■ Given instruction
Work out the number of lines containing "code". Give that number alone.

Start Record set

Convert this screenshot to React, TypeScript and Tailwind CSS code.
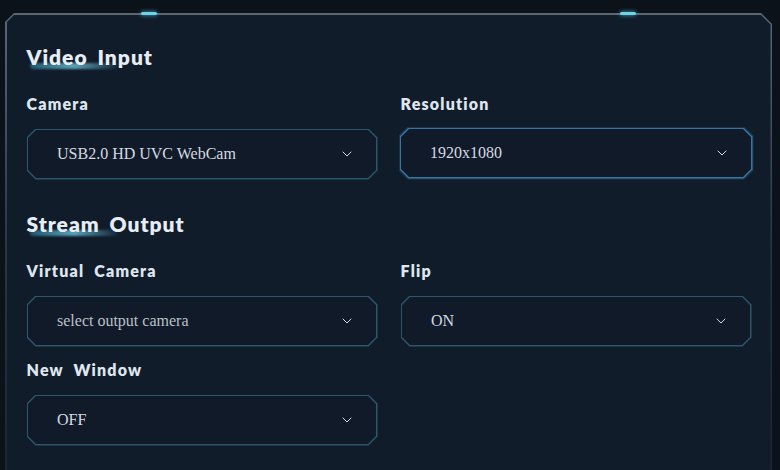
import { ChevronDown } from 'lucide-react'

const chamfer =
  '[clip-path:polygon(9px_0,calc(100%-9px)_0,100%_9px,100%_calc(100%-9px),calc(100%-9px)_100%,9px_100%,0_calc(100%-9px),0_9px)]'
const chamferInner =
  '[clip-path:polygon(8px_0,calc(100%-8px)_0,100%_8px,100%_calc(100%-8px),calc(100%-8px)_100%,8px_100%,0_calc(100%-8px),0_8px)]'

interface SelectProps {
  value: string
  muted?: boolean
  focused?: boolean
}

function Select({ value, muted, focused }: SelectProps) {
  const box = (
    <div className={`${chamfer} ${focused ? 'bg-[#3676a0]' : 'bg-[#2b5769]'} p-[1.5px]`}>
      <div
        className={`${chamferInner} flex h-[48px] items-center justify-between bg-[#111a29] pl-[29px] pr-[21px]`}
      >
        <span
          className={`font-['Liberation_Serif',serif] text-[16px] ${muted ? 'text-[#b9c0c8]' : 'text-[#d5dbe1]'}`}
        >
          {value}
        </span>
        <ChevronDown size={16} strokeWidth={1.5} className="text-[#d5dbe1]" />
      </div>
    </div>
  )
  if (!focused) return box
  return <div className={`-m-[2px] ${chamfer} bg-[#1a3248] p-[1px]`}>{box}</div>
}

function Heading({ children }: { children: string }) {
  const [first, ...rest] = children.split(' ')
  return (
    <h2 className="relative h-[28px] font-['Lato',sans-serif] text-[21px] font-extrabold leading-[28px] tracking-[1px] text-[#e6edf3] [word-spacing:4px]">
      <span className="absolute left-[3px] top-[20px] h-[6px] w-[88px] rounded-full bg-gradient-to-r from-[#1f5870] via-[#5aa2b8] to-[#2a6d85]/10 blur-[1px]" />
      <span className="relative">{first}</span> <span className="relative">{rest.join(' ')}</span>
    </h2>
  )
}

function Field({ label, children }: { label: string; children: React.ReactNode }) {
  return (
    <div className="flex flex-col">
      <div className="mb-[15px] h-[20px] font-['Lato',sans-serif] text-[16px] font-extrabold leading-[20px] tracking-[1.2px] text-[#dfe6ed] [word-spacing:5px]">
        {label}
      </div>
      {children}
    </div>
  )
}

export default function App() {
  return (
    <div className="h-[470px] w-[780px] overflow-hidden bg-[#0c121a] pl-[5px] pr-[8px] pt-[13px]">
      <div className="relative h-[470px]">
        <div className="h-full bg-gradient-to-b from-[#5b6874] via-[#2a3542] to-[#1b2532] pl-[1.5px] pr-[1.5px] pt-[1.5px] [clip-path:polygon(9px_0,calc(100%-11px)_0,100%_11px,100%_100%,0_100%,0_9px)]">
          <div className="h-full bg-[#111c2b] pl-[20px] pr-[19px] pt-[28px] [clip-path:polygon(8px_0,calc(100%-10px)_0,100%_10px,100%_100%,0_100%,0_8px)]">
            <Heading>Video Input</Heading>
            <div className="mt-[23px] grid grid-cols-2 gap-x-[23px]">
              <Field label="Camera">
                <Select value="USB2.0 HD UVC WebCam" />
              </Field>
              <Field label="Resolution">
                <Select value="1920x1080" focused />
              </Field>
            </div>

            <div className="mt-[30px]">
              <Heading>Stream Output</Heading>
            </div>
            <div className="mt-[23px] grid grid-cols-2 gap-x-[23px] gap-y-[13px]">
              <Field label="Virtual Camera">
                <Select value="select output camera" muted />
              </Field>
              <Field label="Flip">
                <Select value="ON" />
              </Field>
              <Field label="New Window">
                <Select value="OFF" />
              </Field>
            </div>
          </div>
        </div>
        <span className="absolute left-[136px] top-[-1px] h-[3px] w-[16px] rounded-full bg-[#6fd3ea] shadow-[0_0_4px_#4fb8d6]" />
        <span className="absolute left-[615px] top-[-1px] h-[3px] w-[16px] rounded-full bg-[#6fd3ea] shadow-[0_0_4px_#4fb8d6]" />
      </div>
    </div>
  )
}
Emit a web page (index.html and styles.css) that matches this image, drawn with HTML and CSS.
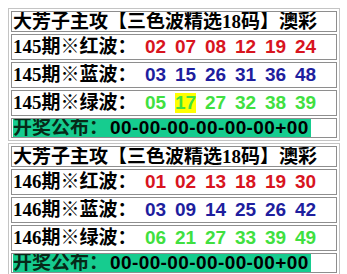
FILE: index.html
```html
<!DOCTYPE html>
<html>
<head>
<meta charset="utf-8">
<link rel="stylesheet" href="styles.css">
</head>
<body>
<div class="board">
  <div class="cell head">大芳子主攻【三色波精选18码】澳彩</div>
  <div class="cell row"><span class="label">145期※红波：</span><span class="nums red"><span>02</span><span>07</span><span>08</span><span>12</span><span>19</span><span>24</span></span></div>
  <div class="cell row"><span class="label">145期※蓝波：</span><span class="nums blue"><span>03</span><span>15</span><span>26</span><span>31</span><span>36</span><span>48</span></span></div>
  <div class="cell row"><span class="label">145期※绿波：</span><span class="nums green"><span>05</span><span class="hit">17</span><span>27</span><span>32</span><span>38</span><span>39</span></span></div>
  <div class="cell foot"><span class="result">开奖公布：<span class="code">00-00-00-00-00-00+00</span></span></div>
</div>
<div class="board">
  <div class="cell head">大芳子主攻【三色波精选18码】澳彩</div>
  <div class="cell row"><span class="label">146期※红波：</span><span class="nums red"><span>01</span><span>02</span><span>13</span><span>18</span><span>19</span><span>30</span></span></div>
  <div class="cell row"><span class="label">146期※蓝波：</span><span class="nums blue"><span>03</span><span>09</span><span>14</span><span>25</span><span>26</span><span>42</span></span></div>
  <div class="cell row"><span class="label">146期※绿波：</span><span class="nums green"><span>06</span><span>21</span><span>27</span><span>33</span><span>39</span><span>49</span></span></div>
  <div class="cell foot"><span class="result">开奖公布：<span class="code">00-00-00-00-00-00+00</span></span></div>
</div>
</body>
</html>
```
FILE: styles.css
```css
html, body {
  margin: 0;
  background: #fff;
}
body {
  padding: 8px 0 0 8px;
  font-family: "Liberation Serif", "Noto Sans CJK SC", serif;
  font-weight: bold;
  font-size: 19px;
  color: #000;
}
.board {
  width: 332px;
  box-sizing: border-box;
  border: 1px solid #c4c4c4;
  padding: 2px;
  display: flex;
  flex-direction: column;
  gap: 2px;
  margin-bottom: 2px;
}
.cell {
  border: 1px solid #8e8e8e;
  padding: 0 1px;
  display: flex;
  align-items: center;
  white-space: nowrap;
  overflow: hidden;
}
.head {
  height: 19px;
  line-height: 19px;
}
.row {
  height: 24px;
  line-height: 24px;
}
.foot {
  height: 18px;
  line-height: 18px;
  align-items: stretch;
}
.label {
  display: inline-block;
  width: 132px;
}
.nums {
  display: flex;
  gap: 9px;
  font-family: "Liberation Sans", sans-serif;
  font-weight: bold;
}
.nums span {
  width: 21px;
  display: inline-block;
  line-height: 20px;
}
.red { color: #d8141e; }
.blue { color: #1e1e9e; }
.green { color: #40e040; }
.nums .hit {
  background: #ffff00;
}
.result {
  background: #16cc8f;
  color: #062a18;
  line-height: 18px;
  padding-right: 2px;
}
.code {
  font-family: "Liberation Sans", sans-serif;
  letter-spacing: 0.4px;
  margin-left: 2px;
  color: #000;
}
```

End Record set

■ Right answer
4